Re: Copyright assignment



On Tue, 2004-08-03 at 19:05 -0400, Miguel de Icaza wrote:
> Hello,
> 
> > In general, having say sign five legal letters to be able to hack on all parts of
> > desktop would be rather limiting. So really, it would be nice if the general policy
> > was that such assignment requirements are and contiunue to be very much
> > unacceptable.
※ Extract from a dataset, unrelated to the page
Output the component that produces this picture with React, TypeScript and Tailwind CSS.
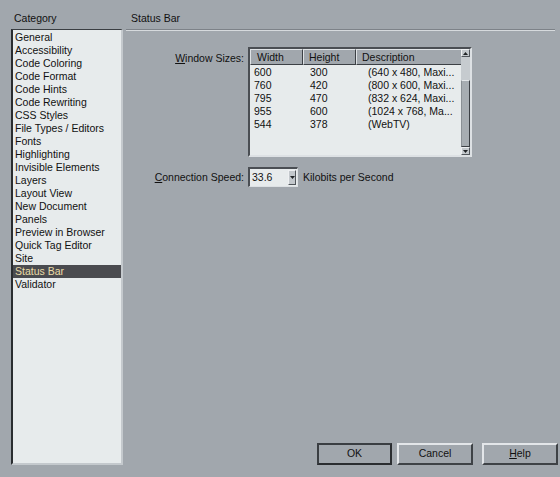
import React from "react";

const categories = [
  "General",
  "Accessibility",
  "Code Coloring",
  "Code Format",
  "Code Hints",
  "Code Rewriting",
  "CSS Styles",
  "File Types / Editors",
  "Fonts",
  "Highlighting",
  "Invisible Elements",
  "Layers",
  "Layout View",
  "New Document",
  "Panels",
  "Preview in Browser",
  "Quick Tag Editor",
  "Site",
  "Status Bar",
  "Validator",
];

const sizes = [
  ["600", "300", "(640 x 480, Maxi..."],
  ["760", "420", "(800 x 600, Maxi..."],
  ["795", "470", "(832 x 624, Maxi..."],
  ["955", "600", "(1024 x 768, Ma..."],
  ["544", "378", "(WebTV)"],
];

function HeaderCell({ w, label, pl }: { w: string; label: string; pl: string }) {
  return (
    <div
      className={`${w} ${pl} h-[16px] shrink-0 flex items-center bg-[#a1a7ad] border-t border-l border-t-[#dfe3e6] border-l-[#dfe3e6] border-r border-b border-r-[#3c4045] border-b-[#3c4045] leading-none`}
    >
      {label}
    </div>
  );
}

function Arrow({ up }: { up: boolean }) {
  return (
    <svg width="5" height="3" viewBox="0 0 5 3" className="block">
      {up ? <path d="M2.5 0 L5 3 L0 3 Z" fill="#202326" /> : <path d="M0 0 L5 0 L2.5 3 Z" fill="#202326" />}
    </svg>
  );
}

function ScrollButton({ up }: { up: boolean }) {
  return (
    <div className="h-[8px] w-full flex items-center justify-center bg-[#c3c8cc] border border-t-[#eef0f2] border-l-[#eef0f2] border-r-[#50555a] border-b-[#50555a]">
      <Arrow up={up} />
    </div>
  );
}

function Btn({ label, def, ul, cls }: { label: string; def?: boolean; ul?: string; cls: string }) {
  const rest = ul ? label.slice(1) : label;
  return (
    <button
      className={`${cls} h-[22px] flex items-center justify-center bg-[#a1a7ad] ${
        def
          ? "border-2 border-t-[#3a3e42] border-l-[#3a3e42] border-r-[#2a2d30] border-b-[#2a2d30]"
          : "border-2 border-t-[#e3e6e9] border-l-[#e3e6e9] border-r-[#3e4246] border-b-[#3e4246]"
      }`}
    >
      {ul ? (
        <span>
          <span className="underline">{ul}</span>
          {rest}
        </span>
      ) : (
        label
      )}
    </button>
  );
}

export default function App() {
  return (
    <div
      className="w-[560px] h-[477px] flex bg-[#a1a7ad] text-[10.5px] text-[#111] overflow-hidden"
      style={{ fontFamily: '"Liberation Sans", Arial, sans-serif' }}
    >
      {/* Category column */}
      <div className="w-[126px] shrink-0 flex flex-col pl-[11px]">
        <div className="h-[29px] pl-[3px] pt-[11px] leading-[14px]">Category</div>
        <div className="w-[112px] h-[436px] bg-[#e7ebec] border-t border-l-2 border-t-[#3a3e42] border-l-[#2a2d30] border-r-2 border-b-2 border-r-[#c4c9cd] border-b-[#c4c9cd] pt-[1px]">
          {categories.map((c) => {
            const sel = c === "Status Bar";
            return (
              <div
                key={c}
                className={`h-[13px] leading-[13px] pl-[2px] whitespace-nowrap ${
                  sel ? "bg-[#4a4b4f] text-[#eadca6]" : ""
                }`}
              >
                {c}
              </div>
            );
          })}
        </div>
      </div>

      {/* Settings panel */}
      <div className="flex-1 flex flex-col">
        <div className="h-[29px] pl-[5px] pt-[11px] leading-[14px]">Status Bar</div>
        <div className="mr-[5px] h-[2px] border-t border-t-[#7d8288] border-b border-b-[#d6dadd]" />

        <div className="flex mt-[16px]">
          <div className="w-[118px] shrink-0 text-right pt-[4px] leading-[14px]">
            <span className="underline">W</span>indow Sizes:
          </div>
          <div className="ml-[4px] w-[224px] h-[110px] flex border-t-2 border-l-2 border-t-[#4a4e53] border-l-[#4a4e53] border-r-2 border-b-2 border-r-[#dde1e4] border-b-[#dde1e4] bg-[#e7ebec]">
            <div className="flex-1 flex flex-col overflow-hidden">
              <div className="flex">
                <HeaderCell w="w-[53px]" pl="pl-[6px]" label="Width" />
                <HeaderCell w="w-[53px]" pl="pl-[5px]" label="Height" />
                <HeaderCell w="w-[106px]" pl="pl-[5px]" label="Description" />
              </div>
              <div className="pt-[1px]">
                {sizes.map(([w, h, d]) => (
                  <div key={w} className="flex h-[13px] leading-[13px]">
                    <div className="w-[60px] pl-[4px]">{w}</div>
                    <div className="w-[58px]">{h}</div>
                    <div className="whitespace-nowrap">{d}</div>
                  </div>
                ))}
              </div>
            </div>
            <div className="w-[9px] shrink-0 flex flex-col bg-[#c6cbcf]">
              <ScrollButton up />
              <div className="h-[23px]" />
              <div className="flex-1 bg-[#a7adb2] border border-t-[#e3e6e9] border-l-[#8a9095] border-r-[#3c4045] border-b-[#3c4045]" />
              <ScrollButton up={false} />
            </div>
          </div>
        </div>

        <div className="flex items-center mt-[10px]">
          <div className="w-[118px] shrink-0 text-right leading-[14px]">
            <span className="underline">C</span>onnection Speed:
          </div>
          <div className="ml-[4px] w-[50px] h-[20px] flex bg-[#e7ebec] border-t-2 border-l-2 border-t-[#4a4e53] border-l-[#4a4e53] border-r border-b border-r-[#dde1e4] border-b-[#dde1e4]">
            <div className="flex-1 pl-[2px] leading-[16px]">33.6</div>
            <div className="w-[8px] my-[1px] mr-[1px] flex items-center justify-center bg-[#c3c8cc] border border-t-[#eef0f2] border-l-[#eef0f2] border-r-[#50555a] border-b-[#50555a]">
              <Arrow up={false} />
            </div>
          </div>
          <div className="ml-[5px] leading-[14px]">Kilobits per Second</div>
        </div>

        <div className="mt-auto mb-[12px] mr-[2px] flex justify-end">
          <Btn label="OK" def cls="w-[75px] mr-[5px]" />
          <Btn label="Cancel" cls="w-[76px] mr-[9px]" />
          <Btn label="Help" ul="H" cls="w-[76px]" />
        </div>
      </div>
    </div>
  );
}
Foundation getting its act together and offering a way to assign
> > copyrights to itself would also help to remove problems with the single assignment
> > related concern GNOME should be concewrned about, that is licencing integrity. 
> > 
> > Having a futuire written policy of "there is no copyright assignment needed or such
> > will be assigned to the foundation" would be good.
> 
> Various companies that fund work might have different reasons to keep
> copyright ownership over their code.  OpenOffice will likely continue
> to require copyright assignment, so will Evolution, so will Real and as
> a strategy to get folks to open source their technologies, I will
> personally continue to encourage companies to open source software and
> ask for copyright assignment as a way of keeping a bit of a leverage.
> 
> Not the ideal situation, but in the past it has opened the doors for
> more free software to be available.
> 
> Is it a problem to sign five pieces of paper to get your code
> contributed?  Very likely, but how many people are practically involved
> in all of these projects in a day-to-day basis?

The translation and documentation teams come to mind.  I really have no
idea how copyright works with respect to translations, but I do know
that major documentation contributors hold copyrights.  Is copyright
assignment required for documentation contributions as well?